Source data:
-- Start --
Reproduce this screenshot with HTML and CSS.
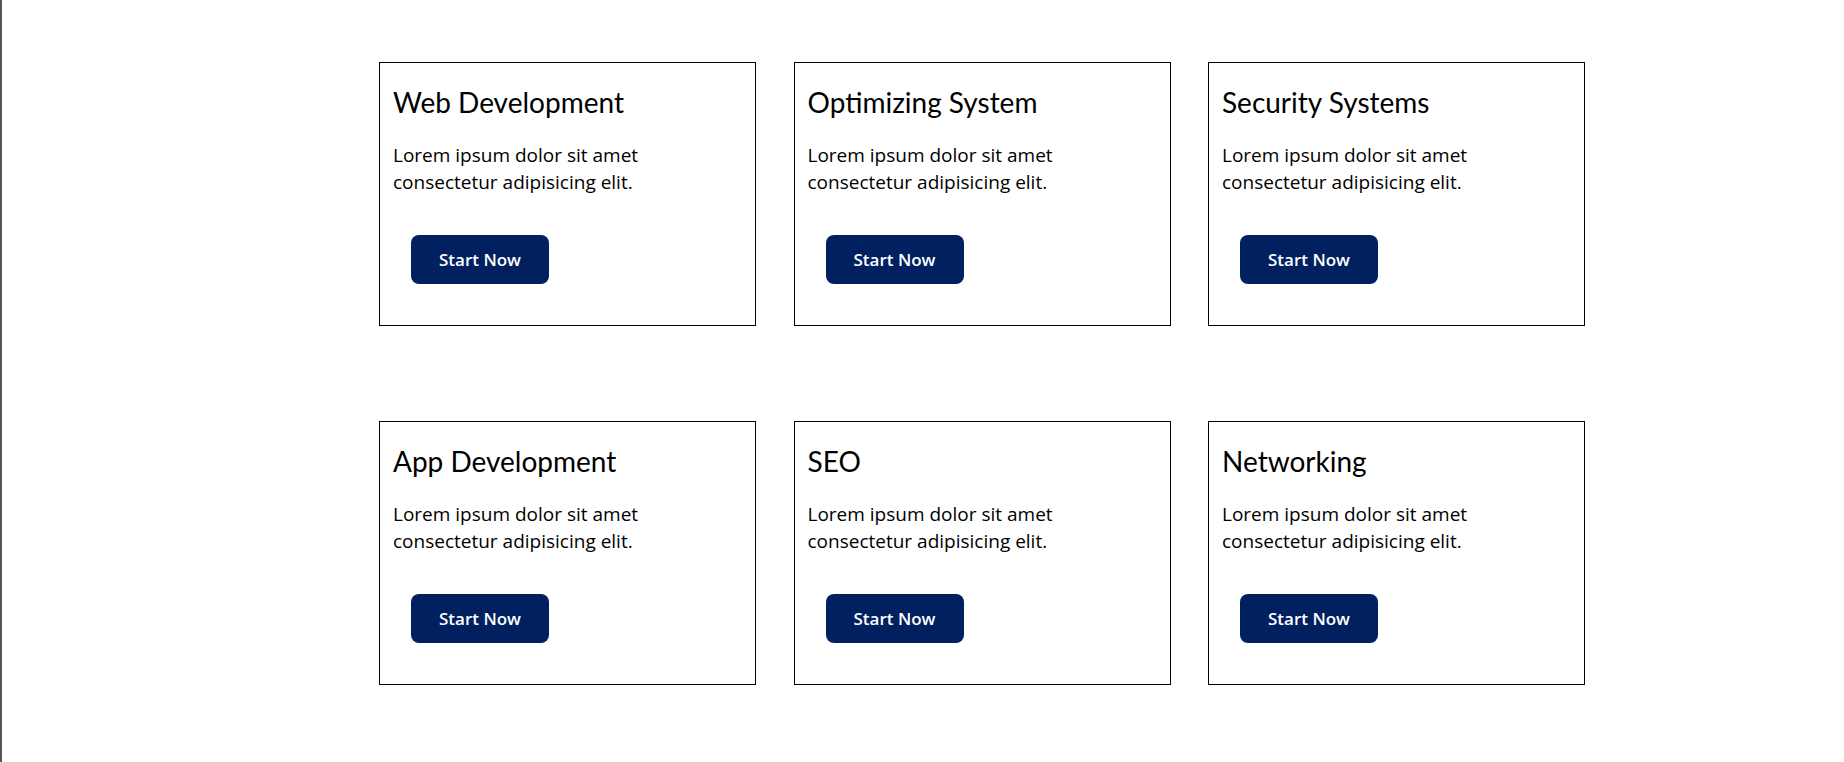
FILE: index.html
```html
<!DOCTYPE html>
<html>
<head>
<meta charset="utf-8">
<link rel="stylesheet" href="styles.css">
</head>
<body>
<div class="page">
  <div class="grid">
    <div class="card">
      <h2 class="card-title">Web Development</h2>
      <p class="card-text">Lorem ipsum dolor sit amet consectetur adipisicing elit.</p>
      <button class="btn">Start Now</button>
    </div>
    <div class="card">
      <h2 class="card-title">Optimizing System</h2>
      <p class="card-text">Lorem ipsum dolor sit amet consectetur adipisicing elit.</p>
      <button class="btn">Start Now</button>
    </div>
    <div class="card">
      <h2 class="card-title">Security Systems</h2>
      <p class="card-text">Lorem ipsum dolor sit amet consectetur adipisicing elit.</p>
      <button class="btn">Start Now</button>
    </div>
    <div class="card">
      <h2 class="card-title">App Development</h2>
      <p class="card-text">Lorem ipsum dolor sit amet consectetur adipisicing elit.</p>
      <button class="btn">Start Now</button>
    </div>
    <div class="card">
      <h2 class="card-title">SEO</h2>
      <p class="card-text">Lorem ipsum dolor sit amet consectetur adipisicing elit.</p>
      <button class="btn">Start Now</button>
    </div>
    <div class="card">
      <h2 class="card-title">Networking</h2>
      <p class="card-text">Lorem ipsum dolor sit amet consectetur adipisicing elit.</p>
      <button class="btn">Start Now</button>
    </div>
  </div>
</div>
</body>
</html>
```
FILE: styles.css
```css
html, body {
  margin: 0;
  padding: 0;
  background: #ffffff;
}
.page {
  min-height: 762px;
  border-left: 2px solid #555555;
  box-sizing: border-box;
  padding: 62px 0 0 377px;
}
.grid {
  display: grid;
  grid-template-columns: repeat(3, 377px);
  column-gap: 37.5px;
  row-gap: 95px;
}
.card {
  border: 1px solid #000;
  height: 264px;
  box-sizing: border-box;
  padding: 0 13px;
}
.card-title {
  font-family: "Lato", sans-serif;
  font-weight: 400;
  font-size: 28px;
  line-height: 36px;
  margin: 21px 0 0;
  color: #000;
}
.card-text {
  font-family: "Open Sans", sans-serif;
  font-size: 19px;
  line-height: 27px;
  margin: 22px 0 0;
  width: 300px;
  color: #000;
}
.btn {
  display: block;
  margin: 39px 0 0 18px;
  width: 138px;
  height: 49px;
  border: none;
  border-radius: 8px;
  background: #002060;
  color: #fff;
  font-family: "Open Sans", sans-serif;
  font-weight: 600;
  font-size: 17px;
}
```
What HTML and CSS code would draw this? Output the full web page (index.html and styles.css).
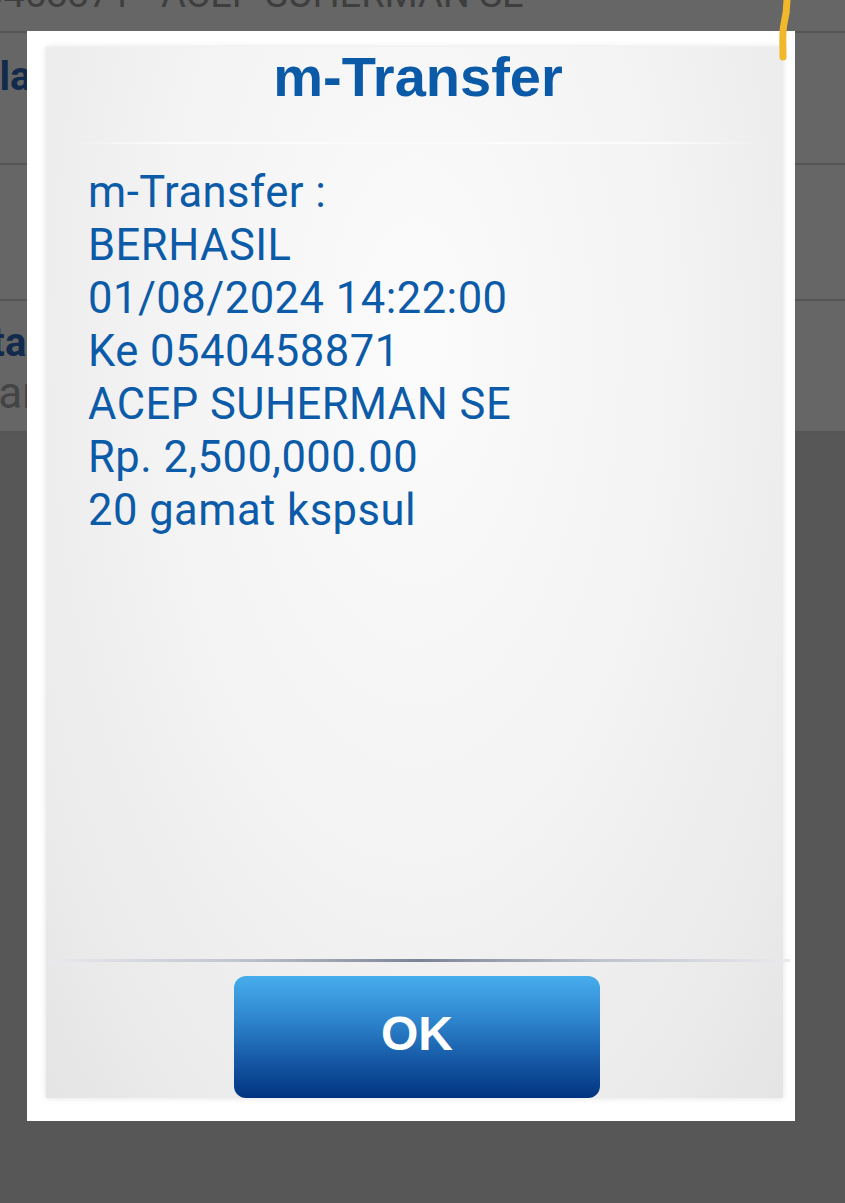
FILE: index.html
```html
<!DOCTYPE html>
<html lang="en">
<head>
    <meta charset="UTF-8">
    <meta name="viewport" content="width=device-width, initial-scale=1.0">
    <title>m-Transfer</title>
    <link rel="stylesheet" href="styles.css">
</head>
<body>

    <main class="screen">
        <!-- Halaman di belakang dialog -->
        <section class="list">
            <div class="row row-top"><span class="muted">0540458871 - ACEP SUHERMAN SE</span></div>
            <div class="row row-name"><span class="label">Jumlah</span></div>
            <div class="row row-empty"></div>
            <div class="row row-note">
                <span class="label">Berita:</span>
                <span class="muted small">Pembayaran</span>
            </div>
        </section>

        <!-- Dialog hasil transfer -->
        <div class="dialog">
            <div class="panel">
                <h1 class="title">m-Transfer</h1>
                <div class="rule"></div>
                <div class="message">
                    <p>m-Transfer :</p>
                    <p>BERHASIL</p>
                    <p>01/08/2024 14:22:00</p>
                    <p>Ke 0540458871</p>
                    <p>ACEP SUHERMAN SE</p>
                    <p>Rp. 2,500,000.00</p>
                    <p>20 gamat kspsul</p>
                </div>
                <div class="divider"></div>
                <div class="actions">
                    <button class="ok">OK</button>
                </div>
            </div>
        </div>

        <svg class="scribble" width="30" height="70" viewBox="0 0 30 70">
            <path d="M17 -2 C17 10 16 16 14 24 C12 32 13 42 13 57" fill="none" stroke="#f1b82c" stroke-width="7" stroke-linecap="round"/>
        </svg>
    </main>

</body>
</html>
```

FILE: styles.css
```css
body {
    margin: 0;
    background-color: #575757;
    font-family: Roboto, "Noto Sans", sans-serif;
    overflow: hidden;
}

.screen {
    position: relative;
    width: 845px;
    height: 1203px;
}

/* daftar di belakang dialog */
.list {
    background-color: #666;
}

.row {
    box-sizing: border-box;
    border-bottom: 2px solid #555;
    overflow: hidden;
    white-space: nowrap;
}

.row-top {
    height: 33px;
}
.row-top .muted {
    display: block;
    font-size: 38px;
    line-height: 40px;
    margin-top: -26px;
    margin-left: -82px;
    color: #3e3e3e;
}

.row-name {
    height: 132px;
    padding-top: 20px;
}

.row-empty {
    height: 136px;
}

.row-note {
    height: 132px;
    padding-top: 18px;
}

.label {
    display: block;
    font-size: 40px;
    font-weight: bold;
    color: #122a4b;
}
.row-name .label {
    margin-left: -80px;
}
.row-note .label {
    margin-left: -81px;
}

.small {
    display: block;
    font-size: 44px;
    color: #444;
    margin-top: 1px;
    margin-left: -160px;
}

/* dialog */
.dialog {
    position: absolute;
    left: 27px;
    top: 31px;
    width: 768px;
    height: 1090px;
    box-sizing: border-box;
    padding: 16px 12px 23px 19px;
    background-color: #fff;
    display: flex;
}

.panel {
    flex: 1;
    display: flex;
    flex-direction: column;
    background: radial-gradient(ellipse at 50% 28%, #fbfbfb 0%, #f4f4f4 45%, #eaeaea 85%, #e4e4e4 100%);
    box-shadow: 0 0 6px rgba(0, 0, 0, 0.12);
}

.title {
    margin: 0;
    height: 95px;
    padding-left: 7px;
    text-align: center;
    font-family: "Liberation Sans", Arial, sans-serif;
    font-size: 56px;
    line-height: 60px;
    font-weight: bold;
    color: #0b5aa7;
}

.rule {
    height: 2px;
    margin: 0 22px 0 24px;
    background: linear-gradient(90deg, rgba(255,255,255,0), #fcfcfc 15%, #fcfcfc 85%, rgba(255,255,255,0));
}

.message {
    flex: 1;
    padding: 22px 0 0 42px;
    color: #0c5ba8;
    font-size: 43.5px;
    letter-spacing: 0.5px;
    line-height: 53px;
}
.message p {
    margin: 0;
}

.divider {
    height: 3px;
    margin-right: -7px;
    background: linear-gradient(90deg, #e9eaee 0%, #c2c6cf 25%, #7c8394 50%, #bfc3cc 75%, #e9eaee 100%);
}

.actions {
    display: flex;
    justify-content: center;
    padding: 14px 0 0 5px;
}

.ok {
    width: 366px;
    height: 122px;
    border: none;
    border-radius: 12px;
    background-image: linear-gradient(#46adec 0%, #2e86ce 35%, #1557a4 70%, #013480 100%);
    color: #fff;
    font-family: "Liberation Sans", Arial, sans-serif;
    font-size: 48px;
    font-weight: bold;
    padding: 0 0 8px 0;
}

.scribble {
    position: absolute;
    left: 770px;
    top: 0;
}
```
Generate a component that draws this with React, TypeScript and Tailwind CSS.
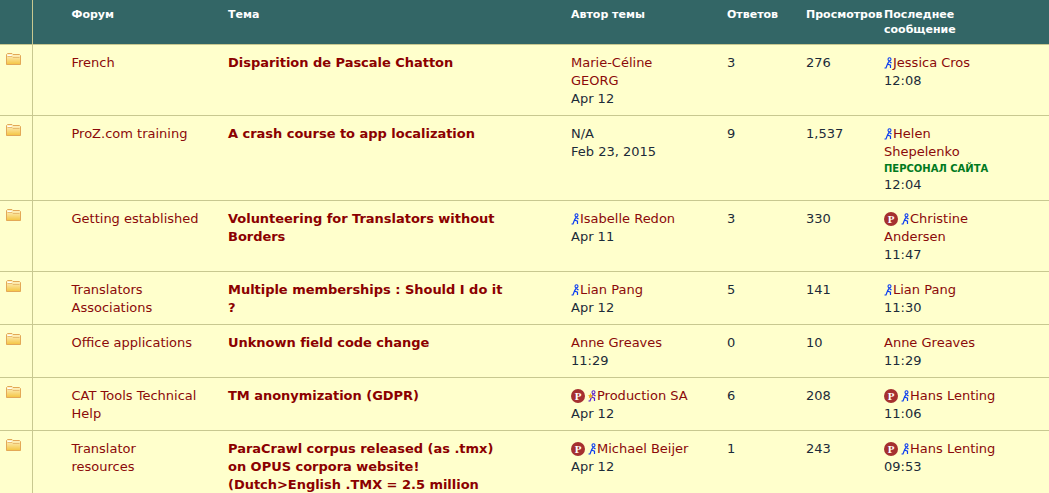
import type { ReactNode } from 'react';

function FolderIcon() {
  return (
    <svg width="15" height="12" viewBox="0 0 15 12" className="block">
      <defs>
        <linearGradient id="folderFill" x1="0" y1="0" x2="0" y2="1">
          <stop offset="0" stopColor="#fff6d0" />
          <stop offset="1" stopColor="#f4c440" />
        </linearGradient>
      </defs>
      <path d="M0.5 1.5 L1.5 0.5 H6 L7 1.5 H13.5 L14.5 2.5 V11.5 H0.5 Z" fill="url(#folderFill)" stroke="#e3a857" />
      <path d="M1.5 3.5 H6 L7 4.5 H13.5" fill="none" stroke="#e8bc70" />
      <path d="M1.5 2.5 H5.5" fill="none" stroke="#ffffff" />
    </svg>
  );
}

function PersonIcon({ star }: { star?: boolean }) {
  const color = star ? '#5a1fd0' : '#0a3cf0';
  return (
    <svg width="9" height="12" viewBox="0 0 9 12" className="inline-block align-[-2px]">
      <circle cx="5.5" cy="2.2" r="1.5" fill="none" stroke={color} strokeWidth="1.1" />
      <path d="M5 4.2 L3.5 7 L6.5 8.2 L6.5 11 M3.5 7 L2 11 H0.5 M5.2 4.5 L7.5 6" fill="none" stroke={color} strokeWidth="1.2" />
      {star && <path d="M2.5 3 L3.3 5 L5 5.2 L3.8 6.5 L4.1 8.2 L2.5 7.3 L0.9 8.2 L1.2 6.5 L0 5.2 L1.7 5 Z" fill="#f0b020" />}
    </svg>
  );
}

function ProBadge() {
  return (
    <span className="inline-flex w-[14px] h-[14px] rounded-full bg-[#a53030] text-white text-[11px] leading-[14px] font-bold items-center justify-center align-[0px] mr-[3px] font-['Liberation_Serif',serif]">
      P
    </span>
  );
}

function User({ name, pro, online, star }: { name: string; pro?: boolean; online?: boolean; star?: boolean }) {
  return (
    <div className="text-[#8b0a0a]">
      {pro && <ProBadge />}
      {online && <PersonIcon star={star} />}
      {name}
    </div>
  );
}

type Row = {
  forum: string;
  topic: string;
  author: ReactNode;
  replies: string;
  views: string;
  last: ReactNode;
};

const rows: Row[] = [
  {
    forum: 'French',
    topic: 'Disparition de Pascale Chatton',
    author: (<><User name="Marie-Céline GEORG" /><div>Apr 12</div></>),
    replies: '3',
    views: '276',
    last: (<><User name="Jessica Cros" online /><div>12:08</div></>),
  },
  {
    forum: 'ProZ.com training',
    topic: 'A crash course to app localization',
    author: (<><div>N/A</div><div>Feb 23, 2015</div></>),
    replies: '9',
    views: '1,537',
    last: (
      <div className="-mb-px">
        <User name="Helen Shepelenko" online />
        <div className="text-[10px] leading-[15px] font-bold whitespace-nowrap text-[#007a1e]">ПЕРСОНАЛ САЙТА</div>
        <div>12:04</div>
      </div>
    ),
  },
  {
    forum: 'Getting established',
    topic: 'Volunteering for Translators without Borders',
    author: (<><User name="Isabelle Redon" online /><div>Apr 11</div></>),
    replies: '3',
    views: '330',
    last: (<><User name="Christine Andersen" pro online /><div>11:47</div></>),
  },
  {
    forum: 'Translators Associations',
    topic: 'Multiple memberships : Should I do it ?',
    author: (<><User name="Lian Pang" online /><div>Apr 12</div></>),
    replies: '5',
    views: '141',
    last: (<><User name="Lian Pang" online /><div>11:30</div></>),
  },
  {
    forum: 'Office applications',
    topic: 'Unknown field code change',
    author: (<><User name="Anne Greaves" /><div>11:29</div></>),
    replies: '0',
    views: '10',
    last: (<><User name="Anne Greaves" /><div>11:29</div></>),
  },
  {
    forum: 'CAT Tools Technical Help',
    topic: 'TM anonymization (GDPR)',
    author: (<><User name="Production SA" pro online star /><div>Apr 12</div></>),
    replies: '6',
    views: '208',
    last: (<><User name="Hans Lenting" pro online /><div>11:06</div></>),
  },
  {
    forum: 'Translator resources',
    topic: 'ParaCrawl corpus released (as .tmx) on OPUS corpora website! (Dutch>English .TMX = 2.5 million',
    author: (<><User name="Michael Beijer" pro online /><div>Apr 12</div></>),
    replies: '1',
    views: '243',
    last: (<><User name="Hans Lenting" pro online /><div>09:53</div></>),
  },
];

export default function App() {
  return (
    <div className="h-[493px] w-[1049px] overflow-hidden bg-white font-['DejaVu_Sans',sans-serif] text-[13px] leading-[18px] text-[#1c2b39]">
      <table className="w-[1049px] table-fixed border-collapse">
        <colgroup>
          <col className="w-[32px]" />
          <col className="w-[196px]" />
          <col className="w-[343px]" />
          <col className="w-[156px]" />
          <col className="w-[79px]" />
          <col className="w-[78px]" />
          <col className="w-[165px]" />
        </colgroup>
        <thead>
          <tr className="h-[44px] bg-[#336666] text-left align-top text-[11px] leading-[15px] font-bold text-white">
            <th className="border-r border-[#c8c890]" />
            <th className="pl-[39px] pt-[7px]">Форум</th>
            <th className="pt-[7px]">Тема</th>
            <th className="pt-[7px]">Автор темы</th>
            <th className="pt-[7px]">Ответов</th>
            <th className="pt-[7px]">Просмотров</th>
            <th className="pr-[60px] pt-[7px]">Последнее сообщение</th>
          </tr>
        </thead>
        <tbody>
          {rows.map((row) => (
            <tr key={row.topic} className="bg-[#ffffcc] align-top border-t border-[#c8c890]">
              <td className="border-r border-[#c8c890] pl-[6px] pt-[8px]">
                <FolderIcon />
              </td>
              <td className="pl-[39px] pr-[28px] pt-[9px] pb-[7px] text-[#8b0a0a]">{row.forum}</td>
              <td className="pr-[63px] pt-[9px] pb-[7px] font-bold tracking-[-0.03px] text-[#8b0000]">{row.topic}</td>
              <td className="pr-[30px] pt-[9px] pb-[7px]">{row.author}</td>
              <td className="pt-[9px] pb-[7px]">{row.replies}</td>
              <td className="pt-[9px] pb-[7px]">{row.views}</td>
              <td className="pr-[49px] pt-[9px] pb-[7px]">{row.last}</td>
            </tr>
          ))}
        </tbody>
      </table>
    </div>
  );
}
-- End --
» Exercise requirements:
Pull out every line in the data above that has the word "full".

» Task result:
What HTML and CSS code would draw this? Output the full web page (index.html and styles.css).
    <span className="inline-flex w-[14px] h-[14px] rounded-full bg-[#a53030] text-white text-[11px] leading-[14px] font-bold items-center justify-center align-[0px] mr-[3px] font-['Liberation_Serif',serif]">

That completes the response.